All three of those cartridges have been “the cheapest” at some point over the past couple of years, letting me save money at the range even when prices jump!
Note that this won’t apply to all pistols, unfortunately. And while I know that Glock’s .40 S&W magazines can be loaded with .357 Sig and 9mm Parabellum just fine, I cannot guarantee any other magazine cross-compatibility.
Don’t Mag Dump
Look, we all know it’s fun to fire as quickly as possible and watch those dirt tufts pop up all over the berm.
This is literally turning money into smoke, however. I know I’m not rich enough for that!
Instead, try to sate that rapid-fire urge by turning it into a practice session.
Specifically, practice returning to target as quickly as possible while pulling the trigger right as the sights align with the target.
Start slow, then speed up naturally as your sight alignment smooths out.
Once you get the knack of firing right as the sights hit the target, you’ll be just as fast as those random mag dumps, but every round will be on paper!

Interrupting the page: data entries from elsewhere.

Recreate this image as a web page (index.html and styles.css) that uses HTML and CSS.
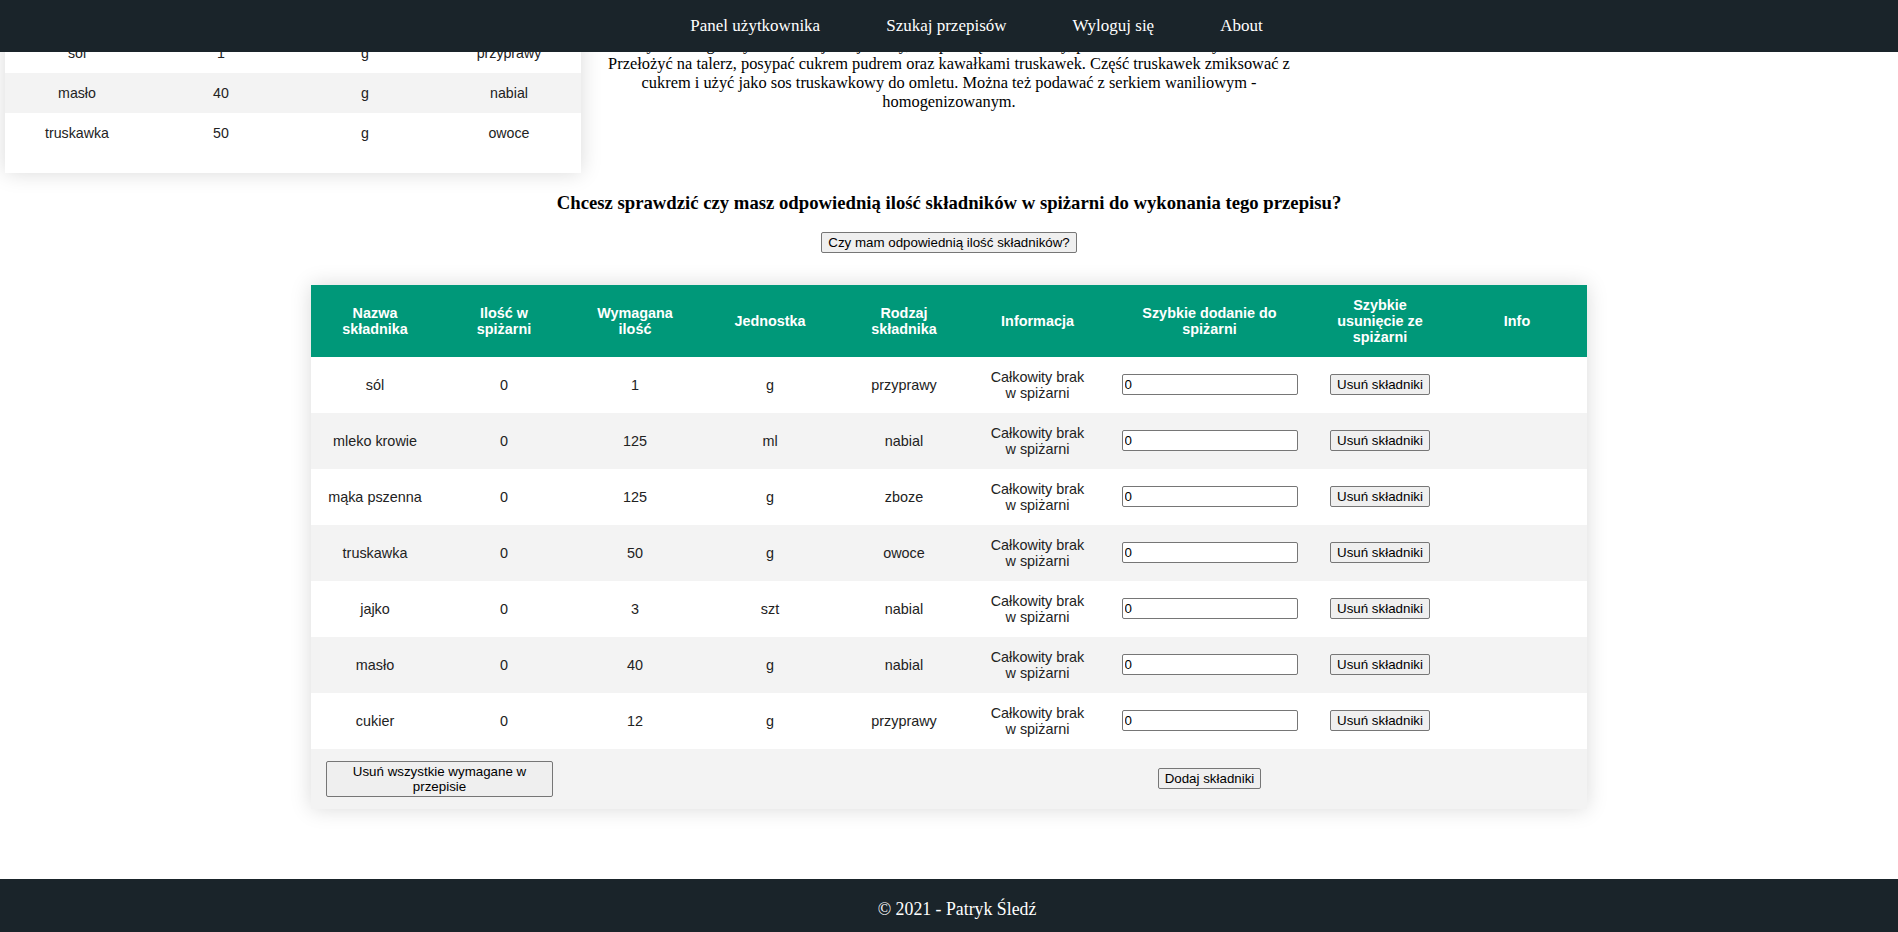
FILE: index.html
```html
<!DOCTYPE html>
<html lang="pl">
<head>
<meta charset="utf-8">
<title>Przepis</title>
<link rel="stylesheet" href="styles.css">
</head>
<body>
<nav class="topnav">
  <ul class="topnav-list">
    <li><a href="#">Panel użytkownika</a></li>
    <li><a href="#">Szukaj przepisów</a></li>
    <li><a href="#">Wyloguj się</a></li>
    <li><a href="#">About</a></li>
  </ul>
</nav>

<main class="page">
  <section class="recipe-top">
    <div class="ingredients-card">
      <table class="ingredients-table">
        <tbody>
          <tr><td>sól</td><td>1</td><td>g</td><td>przyprawy</td></tr>
          <tr><td>masło</td><td>40</td><td>g</td><td>nabial</td></tr>
          <tr><td>truskawka</td><td>50</td><td>g</td><td>owoce</td></tr>
        </tbody>
      </table>
    </div>
    <p class="recipe-desc">Smażyć na rozgrzanym maśle z jednej strony, aż spód będzie rumiany, przewrócić i dosmażyć na złoto. Przełożyć na talerz, posypać cukrem pudrem oraz kawałkami truskawek. Część truskawek zmiksować z cukrem i użyć jako sos truskawkowy do omletu. Można też podawać z serkiem waniliowym - homogenizowanym.</p>
  </section>

  <h3 class="check-title">Chcesz sprawdzić czy masz odpowiednią ilość składników w spiżarni do wykonania tego przepisu?</h3>
  <div class="check-action">
    <button class="btn">Czy mam odpowiednią ilość składników?</button>
  </div>

  <table class="styled-table">
    <colgroup>
      <col class="c1"><col class="c2"><col class="c3"><col class="c4"><col class="c5"><col class="c6"><col class="c7"><col class="c8"><col class="c9">
    </colgroup>
    <thead>
      <tr>
        <th>Nazwa składnika</th>
        <th>Ilość w spiżarni</th>
        <th>Wymagana ilość</th>
        <th>Jednostka</th>
        <th>Rodzaj składnika</th>
        <th>Informacja</th>
        <th>Szybkie dodanie do spiżarni</th>
        <th>Szybkie usunięcie ze spiżarni</th>
        <th>Info</th>
      </tr>
    </thead>
    <tbody>
      <tr><td>sól</td><td>0</td><td>1</td><td>g</td><td>przyprawy</td><td>Całkowity brak w spiżarni</td><td><input class="qty" type="text" value="0"></td><td><button class="btn">Usuń składniki</button></td><td></td></tr>
      <tr><td>mleko krowie</td><td>0</td><td>125</td><td>ml</td><td>nabial</td><td>Całkowity brak w spiżarni</td><td><input class="qty" type="text" value="0"></td><td><button class="btn">Usuń składniki</button></td><td></td></tr>
      <tr><td>mąka pszenna</td><td>0</td><td>125</td><td>g</td><td>zboze</td><td>Całkowity brak w spiżarni</td><td><input class="qty" type="text" value="0"></td><td><button class="btn">Usuń składniki</button></td><td></td></tr>
      <tr><td>truskawka</td><td>0</td><td>50</td><td>g</td><td>owoce</td><td>Całkowity brak w spiżarni</td><td><input class="qty" type="text" value="0"></td><td><button class="btn">Usuń składniki</button></td><td></td></tr>
      <tr><td>jajko</td><td>0</td><td>3</td><td>szt</td><td>nabial</td><td>Całkowity brak w spiżarni</td><td><input class="qty" type="text" value="0"></td><td><button class="btn">Usuń składniki</button></td><td></td></tr>
      <tr><td>masło</td><td>0</td><td>40</td><td>g</td><td>nabial</td><td>Całkowity brak w spiżarni</td><td><input class="qty" type="text" value="0"></td><td><button class="btn">Usuń składniki</button></td><td></td></tr>
      <tr><td>cukier</td><td>0</td><td>12</td><td>g</td><td>przyprawy</td><td>Całkowity brak w spiżarni</td><td><input class="qty" type="text" value="0"></td><td><button class="btn">Usuń składniki</button></td><td></td></tr>
      <tr class="actions-row">
        <td colspan="2" class="left"><button class="btn btn-wide">Usuń wszystkie wymagane w przepisie</button></td>
        <td colspan="4"></td>
        <td><button class="btn">Dodaj składniki</button></td>
        <td colspan="2"></td>
      </tr>
    </tbody>
  </table>
</main>

<footer class="site-footer">© 2021 - Patryk Śledź</footer>
</body>
</html>
```

FILE: styles.css
```css
* { box-sizing: border-box; }

html, body {
  margin: 0;
  padding: 0;
  background: #ffffff;
}

body {
  font-family: "Liberation Serif", "Times New Roman", serif;
  font-size: 16px;
  color: #000;
}

/* fixed navigation bar lying over the scrolled content */
.topnav {
  position: fixed;
  top: 0;
  left: 0;
  right: 0;
  height: 52px;
  background: #1a242a;
  z-index: 10;
}

.topnav-list {
  list-style: none;
  margin: 0;
  padding: 0 0 1px 55px;
  height: 100%;
  display: flex;
  justify-content: center;
  align-items: center;
  gap: 66px;
}

.topnav-list a {
  color: #ffffff;
  text-decoration: none;
  font-size: 17px;
}

.page {
  padding-top: 33px;
}

/* top area: ingredient card + description */
.recipe-top {
  display: grid;
  grid-template-columns: 576px 720px;
  column-gap: 8px;
  padding-left: 5px;
  align-items: start;
}

.ingredients-card {
  background: #fff;
  padding-bottom: 20px;
  box-shadow: 0 0 20px rgba(0, 0, 0, 0.15);
}

.ingredients-table {
  width: 100%;
  border-collapse: collapse;
  table-layout: fixed;
  font-family: "Liberation Sans", Arial, sans-serif;
  font-size: 14.2px;
  color: #222;
}

.ingredients-table td {
  padding: 12px 15px;
  text-align: center;
  line-height: 16px;
}

.ingredients-table tr:nth-child(even) {
  background: #f3f3f3;
}

.recipe-desc {
  margin: 2px 0 0;
  text-align: center;
  font-size: 16.4px;
  line-height: 19px;
}

.check-title {
  margin: 19px 0 18px;
  text-align: center;
  font-size: 18.72px;
  font-weight: bold;
  line-height: 21.5px;
}

.check-action {
  text-align: center;
}

.btn {
  font-family: "Liberation Sans", Arial, sans-serif;
  font-size: 13.333px;
  color: #000;
  background: #efefef;
  border: 1px solid #767676;
  border-radius: 2px;
  padding: 2px 6px;
  line-height: 15px;
}

.btn-wide {
  width: 227px;
}

/* main table */
.styled-table {
  width: 1276px;
  margin: 32px auto 0;
  border-collapse: collapse;
  table-layout: fixed;
  font-family: "Liberation Sans", Arial, sans-serif;
  font-size: 14.4px;
  color: #222;
  box-shadow: 0 0 20px rgba(0, 0, 0, 0.15);
}

.styled-table .c1 { width: 128px; }
.styled-table .c2 { width: 130px; }
.styled-table .c3 { width: 132px; }
.styled-table .c4 { width: 138px; }
.styled-table .c5 { width: 130px; }
.styled-table .c6 { width: 137px; }
.styled-table .c7 { width: 207px; }
.styled-table .c8 { width: 134px; }
.styled-table .c9 { width: 140px; }

.styled-table thead tr {
  background: #009879;
  color: #ffffff;
}

.styled-table th,
.styled-table td {
  padding: 12px 15px;
  text-align: center;
  vertical-align: middle;
  line-height: 16px;
}

.styled-table th {
  font-weight: bold;
}

.styled-table tbody tr:nth-of-type(even) {
  background: #f3f3f3;
}

.styled-table td.left {
  text-align: left;
}

.qty {
  width: 176px;
  height: 21px;
  font-family: "Liberation Sans", Arial, sans-serif;
  font-size: 13.333px;
  border: 1px solid #767676;
  border-radius: 2px;
  padding: 1px 2px;
  background: #fff;
  color: #000;
}

.site-footer {
  margin-top: 70px;
  height: 53px;
  background: #1a242a;
  color: #ffffff;
  text-align: center;
  font-size: 17.8px;
  line-height: 20px;
  padding: 20px 0 0 16px;
}
```
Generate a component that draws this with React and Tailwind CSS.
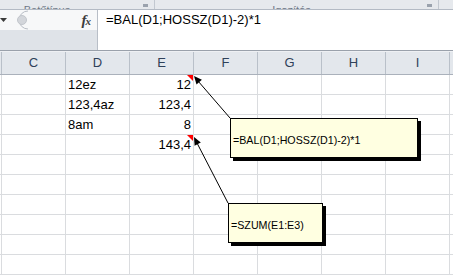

This is even more fun than mag dumping because you get the satisfaction of actually hitting your target. Plus, you’ll be practiced at rapid, accurate shooting if you ever need to draw your handgun in a life-or-death situation.
9mm is the cheapest caliber to shoot with any full-power handgun.
Those who want just one pistol should buy a 9mm gun.
If you’re carrying a semi-auto pistol, then the 9mm Parabellum is a capable, reliable, versatile, and relatively cheap cartridge that belongs in any gun enthusiast’s collection.
If you prefer going old school with a revolver, well, .357 Magnum and .38 special are both 9mm caliber cartridges, so buying a .357 Mag gun gives you capability, reliability, and versatility for less than other revolver calibers.
Of course, .22 Long Rifle is cheaper still. However, it’s not nearly as reliable or powerful, relegating it to target practice.
But target practice is important and fun! If all you want to do is poke holes in paper, then a .22 LR pistol will be the cheapest handgun for you.